Ronja von Rönne: "Ende in Sicht"
Buchkritik: Wenn ein Teenager vom Himmel fällt

16.02.2022 | Stand 21.09.2023, 0:52 Uhr
Ulrich Steinmetzger


Ihr weißer Passat ist im Inneren eine Müllhalde. Es kommt nicht mehr darauf an. Hella Büttner, die sich in besseren Tagen den platt sprechenden Namen Hella Licht gab, ist mit einem gefälschten Attest unterwegs in die Schweiz zur Sterbehilfe. Sie ist 69, allein und hat alles satt. Verantwortung für andere wollte sie nie übernehmen. Sie ist lustlos, weil es keine Zufälle mehr gibt, die zu Chancen werden. Das war mal so, als sie danach mit diversen Männern in Hotelbars gestrandet ist und die Zeitungen von Sexskandalen, Geldsorgen und Alkoholproblemen schrieben. Nun interessiert das keinen mehr. Es regnet, und als sie auf der A 33 bei Bielefeld so final vor sich hin problematisiert, fällt ein Teenager vom Himmel genau vor ihr Auto, das sie gerade noch kreischend zum Stehen bringt.

Für die fünfzehnjährige Juli Pfingsten war es die logische Konsequenz, von der Autobahnbrücke zu springen. Es war an der Zeit, ihre Panikattacken auf solche Weise zu beenden. Der alleinerziehende Vater wähnt sie mit der Klasse unterwegs nach Prag, und bei der Lehrerin hat sie sich entschuldigt. Doch nun liegt sie etwas verstört mit einer blutenden Platzwunde auf dem Asphalt.

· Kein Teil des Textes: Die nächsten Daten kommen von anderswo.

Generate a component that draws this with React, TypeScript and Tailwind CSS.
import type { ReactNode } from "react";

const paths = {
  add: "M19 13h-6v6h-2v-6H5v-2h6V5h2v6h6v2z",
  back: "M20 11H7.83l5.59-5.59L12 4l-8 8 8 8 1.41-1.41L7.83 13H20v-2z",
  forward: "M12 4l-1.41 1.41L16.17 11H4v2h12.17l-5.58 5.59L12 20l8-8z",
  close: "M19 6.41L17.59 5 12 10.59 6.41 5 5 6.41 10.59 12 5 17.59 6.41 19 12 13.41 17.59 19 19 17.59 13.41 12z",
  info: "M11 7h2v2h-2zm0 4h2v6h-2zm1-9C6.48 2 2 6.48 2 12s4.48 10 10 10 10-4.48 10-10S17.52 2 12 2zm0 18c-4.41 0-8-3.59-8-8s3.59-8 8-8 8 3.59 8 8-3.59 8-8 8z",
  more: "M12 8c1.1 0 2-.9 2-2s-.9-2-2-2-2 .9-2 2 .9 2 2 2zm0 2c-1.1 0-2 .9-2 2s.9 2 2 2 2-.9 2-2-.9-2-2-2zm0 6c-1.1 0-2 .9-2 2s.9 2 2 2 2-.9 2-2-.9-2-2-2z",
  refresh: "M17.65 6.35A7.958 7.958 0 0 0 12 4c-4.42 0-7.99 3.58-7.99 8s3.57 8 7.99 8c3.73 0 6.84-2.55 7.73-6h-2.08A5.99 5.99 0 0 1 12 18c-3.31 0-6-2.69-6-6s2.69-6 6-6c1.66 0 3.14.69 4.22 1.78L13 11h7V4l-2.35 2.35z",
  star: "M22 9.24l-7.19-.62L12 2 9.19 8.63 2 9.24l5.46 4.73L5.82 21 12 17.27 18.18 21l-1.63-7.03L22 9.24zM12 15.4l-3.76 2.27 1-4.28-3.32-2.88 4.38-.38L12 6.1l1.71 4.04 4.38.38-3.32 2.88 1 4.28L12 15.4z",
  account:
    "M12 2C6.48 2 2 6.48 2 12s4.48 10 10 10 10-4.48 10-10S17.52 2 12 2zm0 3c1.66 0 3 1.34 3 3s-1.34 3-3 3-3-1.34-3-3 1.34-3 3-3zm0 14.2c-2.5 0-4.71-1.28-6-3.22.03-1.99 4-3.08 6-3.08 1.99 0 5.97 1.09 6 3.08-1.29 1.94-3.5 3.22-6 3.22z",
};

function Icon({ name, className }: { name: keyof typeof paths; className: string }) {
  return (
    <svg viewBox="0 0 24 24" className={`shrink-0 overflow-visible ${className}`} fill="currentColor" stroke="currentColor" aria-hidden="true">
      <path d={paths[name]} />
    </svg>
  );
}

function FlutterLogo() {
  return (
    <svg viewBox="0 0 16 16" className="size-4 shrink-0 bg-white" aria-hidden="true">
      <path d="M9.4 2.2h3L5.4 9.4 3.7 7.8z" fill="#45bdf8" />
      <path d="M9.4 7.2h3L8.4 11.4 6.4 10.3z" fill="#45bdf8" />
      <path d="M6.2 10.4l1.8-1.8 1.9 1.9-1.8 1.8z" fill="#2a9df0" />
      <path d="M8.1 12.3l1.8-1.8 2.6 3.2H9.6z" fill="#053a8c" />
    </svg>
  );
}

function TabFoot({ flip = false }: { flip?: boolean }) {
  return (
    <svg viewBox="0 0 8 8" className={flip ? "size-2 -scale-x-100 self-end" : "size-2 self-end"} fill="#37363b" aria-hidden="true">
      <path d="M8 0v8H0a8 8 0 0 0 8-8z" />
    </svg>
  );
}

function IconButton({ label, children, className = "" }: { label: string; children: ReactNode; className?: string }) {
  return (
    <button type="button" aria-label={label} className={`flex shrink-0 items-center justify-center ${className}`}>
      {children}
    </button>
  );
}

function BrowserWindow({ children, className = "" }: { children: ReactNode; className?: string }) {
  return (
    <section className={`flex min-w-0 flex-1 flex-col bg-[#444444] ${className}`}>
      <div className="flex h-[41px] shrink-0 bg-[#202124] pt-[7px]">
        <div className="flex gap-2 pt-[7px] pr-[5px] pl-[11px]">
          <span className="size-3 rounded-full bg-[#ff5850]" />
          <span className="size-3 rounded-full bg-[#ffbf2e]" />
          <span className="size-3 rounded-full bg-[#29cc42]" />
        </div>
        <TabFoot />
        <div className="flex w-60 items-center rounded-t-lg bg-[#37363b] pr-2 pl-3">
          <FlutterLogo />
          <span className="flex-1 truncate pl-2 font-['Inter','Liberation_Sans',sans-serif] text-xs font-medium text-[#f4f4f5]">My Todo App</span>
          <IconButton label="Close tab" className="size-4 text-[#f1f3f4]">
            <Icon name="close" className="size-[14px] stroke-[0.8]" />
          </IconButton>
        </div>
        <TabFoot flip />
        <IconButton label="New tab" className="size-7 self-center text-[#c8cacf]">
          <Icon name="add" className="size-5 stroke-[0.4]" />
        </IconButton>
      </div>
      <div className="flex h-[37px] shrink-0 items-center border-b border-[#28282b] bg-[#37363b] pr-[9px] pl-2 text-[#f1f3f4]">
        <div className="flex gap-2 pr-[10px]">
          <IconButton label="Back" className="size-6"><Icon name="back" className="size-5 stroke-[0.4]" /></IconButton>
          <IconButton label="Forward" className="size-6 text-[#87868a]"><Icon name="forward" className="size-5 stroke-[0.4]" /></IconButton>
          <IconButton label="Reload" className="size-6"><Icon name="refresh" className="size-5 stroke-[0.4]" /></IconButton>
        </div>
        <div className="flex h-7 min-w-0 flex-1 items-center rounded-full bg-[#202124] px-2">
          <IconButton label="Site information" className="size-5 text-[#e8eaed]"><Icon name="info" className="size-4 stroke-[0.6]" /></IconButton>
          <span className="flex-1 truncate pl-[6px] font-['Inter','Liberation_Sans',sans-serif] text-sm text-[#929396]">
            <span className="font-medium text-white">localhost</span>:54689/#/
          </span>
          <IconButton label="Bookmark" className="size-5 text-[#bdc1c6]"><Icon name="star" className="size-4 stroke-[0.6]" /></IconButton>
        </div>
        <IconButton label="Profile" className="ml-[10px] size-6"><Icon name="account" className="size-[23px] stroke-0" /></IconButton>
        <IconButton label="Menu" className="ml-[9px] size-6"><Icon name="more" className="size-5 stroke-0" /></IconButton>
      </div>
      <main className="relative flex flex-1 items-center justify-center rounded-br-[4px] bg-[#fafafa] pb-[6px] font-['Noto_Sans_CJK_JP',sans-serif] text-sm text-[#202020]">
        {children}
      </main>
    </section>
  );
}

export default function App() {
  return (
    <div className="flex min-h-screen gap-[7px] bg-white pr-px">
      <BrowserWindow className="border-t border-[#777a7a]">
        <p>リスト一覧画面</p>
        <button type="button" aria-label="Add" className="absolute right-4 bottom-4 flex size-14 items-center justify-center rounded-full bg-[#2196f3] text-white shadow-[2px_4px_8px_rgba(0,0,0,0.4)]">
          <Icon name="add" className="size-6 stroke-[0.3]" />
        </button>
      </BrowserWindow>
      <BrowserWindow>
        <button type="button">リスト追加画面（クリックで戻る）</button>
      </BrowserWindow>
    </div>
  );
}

Hella denkt an eventuelle Negativpresse bei unterlassener Hilfeleistung, nimmt Juli und sucht ein Krankenhausn dann macht sie sich mit ihrer Schutzbefohlenen auf den Weg gen Süden. Ein Road-Movie hebt an mit Zweien, die auf vertrackte Weise nicht mehr voneinander loskommen.

Es ist der zweite Roman von Ronja von Rönne (Jahrgang 1992). Die war früh, womöglich zu früh so etwas wie das It-Girl der deutschen Literatur- und Feuilletonszene geworden. Über die sozialen Medien hatte sie vor drei Jahren ihre Depression kundgetan, deretwegen sie in einer Klinik behandelt wurde. Schön anzuschauende Autorinnenbilder mit verhangenem Blick und ein Heer von Followern begleiten seither ihr öffentliches Dasein. In der Danksagung zum jüngsten Roman kommt sie darauf zurück: "Und obwohl dieses Buch sicher nicht ohne meine Erfahrungen mit dem Thema entstanden wäre, gebührt der Depression ganz sicher kein Dank." Sie weiß sich nicht allein mit den Problemen.

Nur leider kann sich ihr neuer Roman nicht entscheiden zwischen Ernst und Slapstick. Die Reise führt zu Rastplatztoiletten und zum Fest der Jugendfeuerwehr im fränkischen Kaff, wo auf den tiefergelegten Autos Aufkleber mit "Heul leiser, Greta" prangen. Weiter geht es in den Saunabereich eines zur Nacht abgeschlossenen Schwimmbads mit freiem Zugang zu den Sektflaschen an der Bar, in eine Seniorenresidenz und zu einem schwäbischen Möchtegerngigolo. Immerfort kommt sich Action mit betrübten Innensichten ins Gehege, nahezu jedes Attribut ist das erwartete und der Humor gewollt, die Wendungen sind platt, die Figuren wie aus dem Setzkasten und die psychologischen Exkurse wie aus der Küche. Und natürlich taumelt das alles einem Happy End entgegen, das von allem Anfang an erwartbar war.